Interface markup and scripts
┄┄┄┄┄┄┄┄┄┄┄┄┄┄┄┄┄┄┄┄
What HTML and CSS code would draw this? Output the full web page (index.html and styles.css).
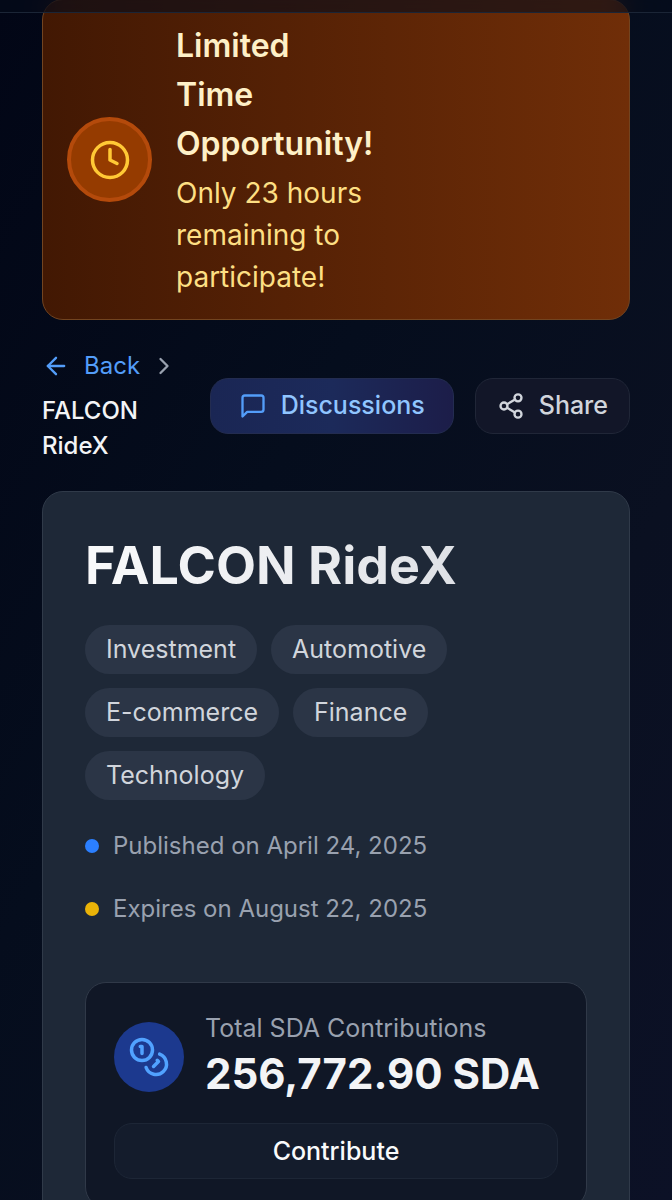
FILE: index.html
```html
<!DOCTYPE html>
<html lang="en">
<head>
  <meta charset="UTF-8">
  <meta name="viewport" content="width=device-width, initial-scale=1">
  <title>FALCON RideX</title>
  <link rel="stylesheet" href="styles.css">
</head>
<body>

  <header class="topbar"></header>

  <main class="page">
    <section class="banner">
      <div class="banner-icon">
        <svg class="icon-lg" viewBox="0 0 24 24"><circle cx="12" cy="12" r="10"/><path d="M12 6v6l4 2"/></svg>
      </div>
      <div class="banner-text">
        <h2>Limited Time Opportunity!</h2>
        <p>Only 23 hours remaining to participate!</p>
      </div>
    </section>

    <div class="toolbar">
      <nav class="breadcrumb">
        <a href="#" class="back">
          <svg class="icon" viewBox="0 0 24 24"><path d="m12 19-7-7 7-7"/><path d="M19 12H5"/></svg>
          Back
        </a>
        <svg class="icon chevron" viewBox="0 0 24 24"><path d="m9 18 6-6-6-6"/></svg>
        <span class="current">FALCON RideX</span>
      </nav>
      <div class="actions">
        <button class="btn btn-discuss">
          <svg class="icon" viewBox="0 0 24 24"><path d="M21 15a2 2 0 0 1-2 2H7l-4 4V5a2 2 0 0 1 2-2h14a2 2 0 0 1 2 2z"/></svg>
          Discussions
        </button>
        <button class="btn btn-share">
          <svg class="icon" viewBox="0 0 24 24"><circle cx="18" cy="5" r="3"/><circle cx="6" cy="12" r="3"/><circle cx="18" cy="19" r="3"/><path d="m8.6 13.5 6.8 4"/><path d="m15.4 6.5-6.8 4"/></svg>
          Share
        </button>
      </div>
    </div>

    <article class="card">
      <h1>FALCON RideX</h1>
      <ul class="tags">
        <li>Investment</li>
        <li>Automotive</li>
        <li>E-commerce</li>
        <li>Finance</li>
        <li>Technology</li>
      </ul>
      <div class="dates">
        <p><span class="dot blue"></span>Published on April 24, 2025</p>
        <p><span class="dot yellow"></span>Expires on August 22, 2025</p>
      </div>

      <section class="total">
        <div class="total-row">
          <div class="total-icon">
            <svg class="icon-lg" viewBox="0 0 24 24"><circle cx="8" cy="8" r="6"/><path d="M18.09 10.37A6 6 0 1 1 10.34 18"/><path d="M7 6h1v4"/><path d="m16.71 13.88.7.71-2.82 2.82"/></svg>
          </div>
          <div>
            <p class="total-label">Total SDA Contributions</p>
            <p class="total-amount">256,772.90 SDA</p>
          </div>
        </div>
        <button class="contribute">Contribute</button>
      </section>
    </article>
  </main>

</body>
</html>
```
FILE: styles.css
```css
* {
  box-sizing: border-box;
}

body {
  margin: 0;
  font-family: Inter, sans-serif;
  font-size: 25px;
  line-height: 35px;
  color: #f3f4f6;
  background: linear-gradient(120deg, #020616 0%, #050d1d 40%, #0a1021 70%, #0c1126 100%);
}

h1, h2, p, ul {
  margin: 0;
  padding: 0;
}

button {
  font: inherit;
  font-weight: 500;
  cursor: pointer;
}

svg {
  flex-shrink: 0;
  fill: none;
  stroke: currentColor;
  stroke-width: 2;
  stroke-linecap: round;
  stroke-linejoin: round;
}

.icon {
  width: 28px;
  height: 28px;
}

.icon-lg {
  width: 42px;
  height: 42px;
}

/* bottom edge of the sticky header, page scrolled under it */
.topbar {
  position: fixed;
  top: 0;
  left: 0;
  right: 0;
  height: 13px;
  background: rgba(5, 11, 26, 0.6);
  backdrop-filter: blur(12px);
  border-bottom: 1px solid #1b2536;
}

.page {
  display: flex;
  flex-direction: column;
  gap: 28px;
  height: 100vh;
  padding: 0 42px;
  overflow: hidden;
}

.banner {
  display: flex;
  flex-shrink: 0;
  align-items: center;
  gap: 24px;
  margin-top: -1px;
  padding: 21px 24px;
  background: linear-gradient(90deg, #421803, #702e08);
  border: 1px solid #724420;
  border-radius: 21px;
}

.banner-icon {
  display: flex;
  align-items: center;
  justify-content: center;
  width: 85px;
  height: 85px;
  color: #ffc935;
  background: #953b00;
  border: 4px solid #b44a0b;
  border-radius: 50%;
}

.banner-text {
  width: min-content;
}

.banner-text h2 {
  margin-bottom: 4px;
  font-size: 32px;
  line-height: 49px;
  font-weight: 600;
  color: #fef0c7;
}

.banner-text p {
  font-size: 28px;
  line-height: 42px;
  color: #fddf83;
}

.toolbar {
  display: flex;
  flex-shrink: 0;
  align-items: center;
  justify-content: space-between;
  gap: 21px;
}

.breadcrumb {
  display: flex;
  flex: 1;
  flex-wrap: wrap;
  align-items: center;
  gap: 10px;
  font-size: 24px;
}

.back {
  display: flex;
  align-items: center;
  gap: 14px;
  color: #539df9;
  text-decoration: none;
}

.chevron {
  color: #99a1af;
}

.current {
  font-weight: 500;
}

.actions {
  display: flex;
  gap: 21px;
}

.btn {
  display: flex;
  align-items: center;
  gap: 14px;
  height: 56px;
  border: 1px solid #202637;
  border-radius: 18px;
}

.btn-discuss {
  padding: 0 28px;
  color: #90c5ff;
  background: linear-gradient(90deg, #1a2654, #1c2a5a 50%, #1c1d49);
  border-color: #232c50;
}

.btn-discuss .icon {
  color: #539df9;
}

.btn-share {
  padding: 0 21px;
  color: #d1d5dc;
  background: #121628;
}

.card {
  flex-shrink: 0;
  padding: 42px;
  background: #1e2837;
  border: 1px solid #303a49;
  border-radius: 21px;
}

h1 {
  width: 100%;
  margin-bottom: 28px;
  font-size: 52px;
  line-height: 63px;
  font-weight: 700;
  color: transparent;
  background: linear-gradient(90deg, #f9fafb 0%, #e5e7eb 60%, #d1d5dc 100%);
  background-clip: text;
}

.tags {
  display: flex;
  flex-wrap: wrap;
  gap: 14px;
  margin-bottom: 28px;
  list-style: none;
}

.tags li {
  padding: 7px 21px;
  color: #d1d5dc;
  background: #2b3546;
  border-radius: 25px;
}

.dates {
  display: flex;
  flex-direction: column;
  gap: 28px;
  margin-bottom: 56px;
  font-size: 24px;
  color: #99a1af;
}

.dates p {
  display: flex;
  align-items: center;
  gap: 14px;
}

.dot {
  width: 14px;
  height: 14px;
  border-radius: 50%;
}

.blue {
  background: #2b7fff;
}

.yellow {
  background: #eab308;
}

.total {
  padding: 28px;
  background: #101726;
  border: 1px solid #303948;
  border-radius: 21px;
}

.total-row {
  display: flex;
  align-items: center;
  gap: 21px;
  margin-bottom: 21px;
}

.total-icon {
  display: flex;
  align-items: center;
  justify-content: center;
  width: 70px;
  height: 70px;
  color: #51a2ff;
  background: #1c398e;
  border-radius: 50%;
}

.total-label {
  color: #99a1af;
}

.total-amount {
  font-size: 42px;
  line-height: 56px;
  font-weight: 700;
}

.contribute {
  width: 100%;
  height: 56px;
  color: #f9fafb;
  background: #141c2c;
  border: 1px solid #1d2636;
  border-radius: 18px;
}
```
┄┄┄┄┄┄┄┄┄┄┄┄┄┄┄┄┄┄┄┄
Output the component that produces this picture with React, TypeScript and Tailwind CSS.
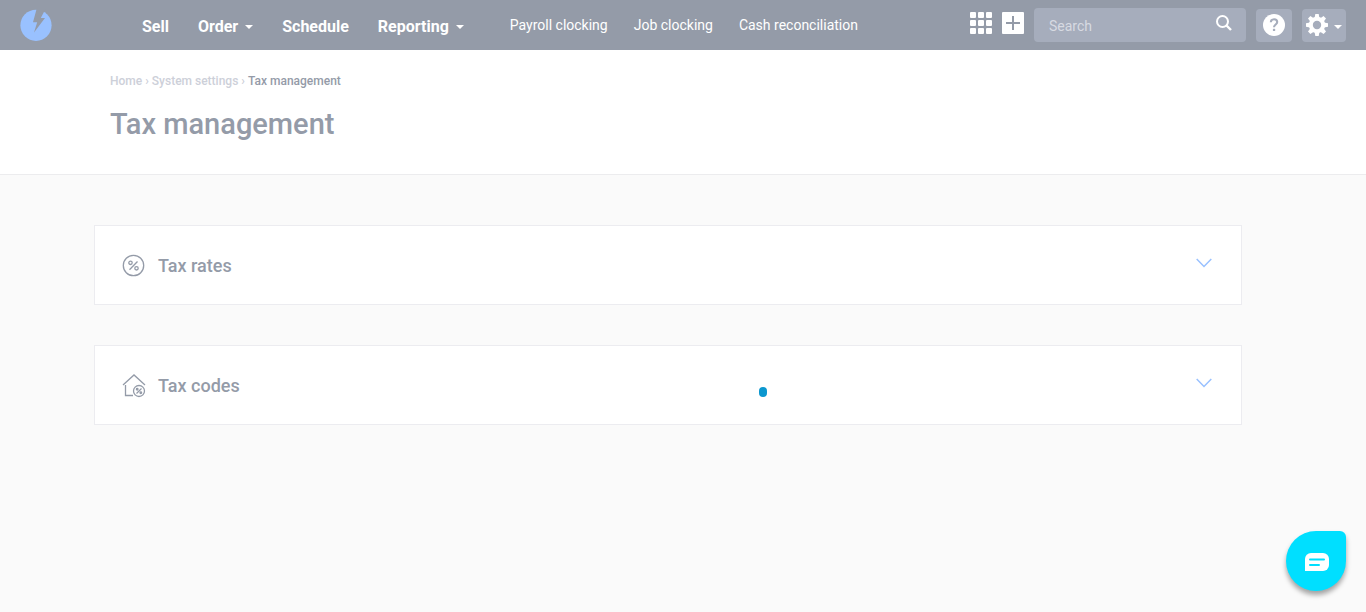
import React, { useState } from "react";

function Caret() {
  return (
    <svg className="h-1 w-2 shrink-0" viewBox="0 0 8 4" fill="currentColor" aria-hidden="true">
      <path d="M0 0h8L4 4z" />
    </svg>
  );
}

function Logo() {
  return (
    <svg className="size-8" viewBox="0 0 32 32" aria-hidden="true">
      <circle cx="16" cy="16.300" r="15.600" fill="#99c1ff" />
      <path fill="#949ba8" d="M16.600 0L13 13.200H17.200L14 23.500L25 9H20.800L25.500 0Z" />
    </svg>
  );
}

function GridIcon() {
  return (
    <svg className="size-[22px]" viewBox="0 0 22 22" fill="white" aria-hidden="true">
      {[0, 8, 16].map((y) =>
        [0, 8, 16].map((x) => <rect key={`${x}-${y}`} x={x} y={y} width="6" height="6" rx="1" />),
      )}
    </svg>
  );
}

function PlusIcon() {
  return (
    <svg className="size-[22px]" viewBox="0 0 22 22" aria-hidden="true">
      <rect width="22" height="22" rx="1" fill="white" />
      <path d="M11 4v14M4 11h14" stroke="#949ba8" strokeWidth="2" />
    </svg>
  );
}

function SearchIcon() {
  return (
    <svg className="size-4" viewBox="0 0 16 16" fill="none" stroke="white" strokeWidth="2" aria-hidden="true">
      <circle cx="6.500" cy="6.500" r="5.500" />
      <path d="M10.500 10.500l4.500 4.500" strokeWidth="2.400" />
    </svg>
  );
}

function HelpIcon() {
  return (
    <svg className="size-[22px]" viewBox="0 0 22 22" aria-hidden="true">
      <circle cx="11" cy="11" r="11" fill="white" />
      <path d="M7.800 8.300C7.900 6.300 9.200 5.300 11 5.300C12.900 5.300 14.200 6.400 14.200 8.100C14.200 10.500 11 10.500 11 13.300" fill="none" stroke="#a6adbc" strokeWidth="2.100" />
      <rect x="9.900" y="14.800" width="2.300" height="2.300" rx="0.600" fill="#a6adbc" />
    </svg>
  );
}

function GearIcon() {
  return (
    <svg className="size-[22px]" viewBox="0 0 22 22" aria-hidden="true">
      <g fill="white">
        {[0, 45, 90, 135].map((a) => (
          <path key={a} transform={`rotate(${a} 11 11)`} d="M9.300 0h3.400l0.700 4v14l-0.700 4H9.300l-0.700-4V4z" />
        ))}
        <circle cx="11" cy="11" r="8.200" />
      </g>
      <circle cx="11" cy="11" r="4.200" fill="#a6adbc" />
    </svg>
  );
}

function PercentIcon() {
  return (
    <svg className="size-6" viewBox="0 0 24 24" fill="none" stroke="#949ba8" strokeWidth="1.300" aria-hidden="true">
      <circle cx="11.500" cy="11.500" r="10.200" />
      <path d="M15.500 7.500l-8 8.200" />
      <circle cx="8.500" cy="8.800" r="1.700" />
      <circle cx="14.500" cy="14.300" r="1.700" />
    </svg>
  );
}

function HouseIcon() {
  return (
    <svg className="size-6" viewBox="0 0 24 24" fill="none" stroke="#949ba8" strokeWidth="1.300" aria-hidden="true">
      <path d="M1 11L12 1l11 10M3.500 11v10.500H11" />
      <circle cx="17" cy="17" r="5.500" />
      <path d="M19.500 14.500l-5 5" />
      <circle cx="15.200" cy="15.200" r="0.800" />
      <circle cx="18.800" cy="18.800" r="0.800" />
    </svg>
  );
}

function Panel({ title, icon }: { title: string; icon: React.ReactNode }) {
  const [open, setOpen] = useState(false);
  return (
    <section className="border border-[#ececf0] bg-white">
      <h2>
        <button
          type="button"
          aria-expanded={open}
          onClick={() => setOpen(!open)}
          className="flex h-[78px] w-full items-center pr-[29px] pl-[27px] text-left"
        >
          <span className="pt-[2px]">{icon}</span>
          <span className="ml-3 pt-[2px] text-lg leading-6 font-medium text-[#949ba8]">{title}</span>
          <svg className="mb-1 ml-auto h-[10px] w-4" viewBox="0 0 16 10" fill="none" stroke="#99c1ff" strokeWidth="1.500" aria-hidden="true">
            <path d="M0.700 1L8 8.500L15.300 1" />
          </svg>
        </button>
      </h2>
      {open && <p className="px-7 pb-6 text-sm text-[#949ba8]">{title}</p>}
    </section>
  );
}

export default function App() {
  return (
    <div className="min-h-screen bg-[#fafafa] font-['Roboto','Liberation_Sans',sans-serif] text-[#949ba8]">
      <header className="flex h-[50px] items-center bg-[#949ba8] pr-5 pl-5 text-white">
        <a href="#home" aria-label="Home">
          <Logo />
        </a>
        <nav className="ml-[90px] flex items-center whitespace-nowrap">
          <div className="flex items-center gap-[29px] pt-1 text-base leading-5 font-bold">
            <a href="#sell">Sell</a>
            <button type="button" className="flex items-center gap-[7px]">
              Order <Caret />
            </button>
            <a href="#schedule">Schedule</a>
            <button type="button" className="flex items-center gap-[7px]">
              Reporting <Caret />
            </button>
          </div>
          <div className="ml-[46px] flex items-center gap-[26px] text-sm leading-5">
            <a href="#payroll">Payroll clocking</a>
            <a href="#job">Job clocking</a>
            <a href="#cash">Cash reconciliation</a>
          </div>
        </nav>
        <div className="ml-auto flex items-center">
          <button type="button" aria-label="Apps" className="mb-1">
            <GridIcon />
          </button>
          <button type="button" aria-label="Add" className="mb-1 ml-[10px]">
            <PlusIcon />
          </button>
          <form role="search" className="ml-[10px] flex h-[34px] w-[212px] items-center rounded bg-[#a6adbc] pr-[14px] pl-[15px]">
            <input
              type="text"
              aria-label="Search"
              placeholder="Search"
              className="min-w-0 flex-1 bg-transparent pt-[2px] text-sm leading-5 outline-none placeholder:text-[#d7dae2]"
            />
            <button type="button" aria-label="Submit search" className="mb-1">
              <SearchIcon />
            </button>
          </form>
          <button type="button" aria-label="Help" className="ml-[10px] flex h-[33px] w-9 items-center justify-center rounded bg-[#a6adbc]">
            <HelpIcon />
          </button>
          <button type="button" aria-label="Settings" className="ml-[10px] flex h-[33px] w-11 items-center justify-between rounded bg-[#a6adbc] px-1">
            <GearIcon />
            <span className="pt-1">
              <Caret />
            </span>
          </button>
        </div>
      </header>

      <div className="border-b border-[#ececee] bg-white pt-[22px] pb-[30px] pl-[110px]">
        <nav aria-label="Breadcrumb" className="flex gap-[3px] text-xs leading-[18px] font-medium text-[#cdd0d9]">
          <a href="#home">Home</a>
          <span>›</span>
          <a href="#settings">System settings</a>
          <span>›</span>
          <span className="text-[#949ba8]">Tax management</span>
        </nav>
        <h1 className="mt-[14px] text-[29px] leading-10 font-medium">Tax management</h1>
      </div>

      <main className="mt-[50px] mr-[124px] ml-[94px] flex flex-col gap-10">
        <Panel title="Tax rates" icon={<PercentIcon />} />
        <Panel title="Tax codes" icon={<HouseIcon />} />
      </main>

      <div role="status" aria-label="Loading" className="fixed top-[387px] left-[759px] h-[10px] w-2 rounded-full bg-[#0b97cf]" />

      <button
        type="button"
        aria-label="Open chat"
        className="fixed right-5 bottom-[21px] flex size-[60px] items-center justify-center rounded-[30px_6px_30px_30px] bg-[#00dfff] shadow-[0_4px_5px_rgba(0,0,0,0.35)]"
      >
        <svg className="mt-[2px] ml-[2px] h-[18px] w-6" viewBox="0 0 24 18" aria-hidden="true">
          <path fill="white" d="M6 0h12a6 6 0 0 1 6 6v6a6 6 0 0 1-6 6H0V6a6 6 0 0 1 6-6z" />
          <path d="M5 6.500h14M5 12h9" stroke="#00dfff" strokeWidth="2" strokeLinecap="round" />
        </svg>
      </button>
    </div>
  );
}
┄┄┄┄┄┄┄┄┄┄┄┄┄┄┄┄┄┄┄┄
Identify all lines where the word "this" shows up. Copy them.

What HTML and CSS code would draw this? Output the full web page (index.html and styles.css).
Output the component that produces this picture with React, TypeScript and Tailwind CSS.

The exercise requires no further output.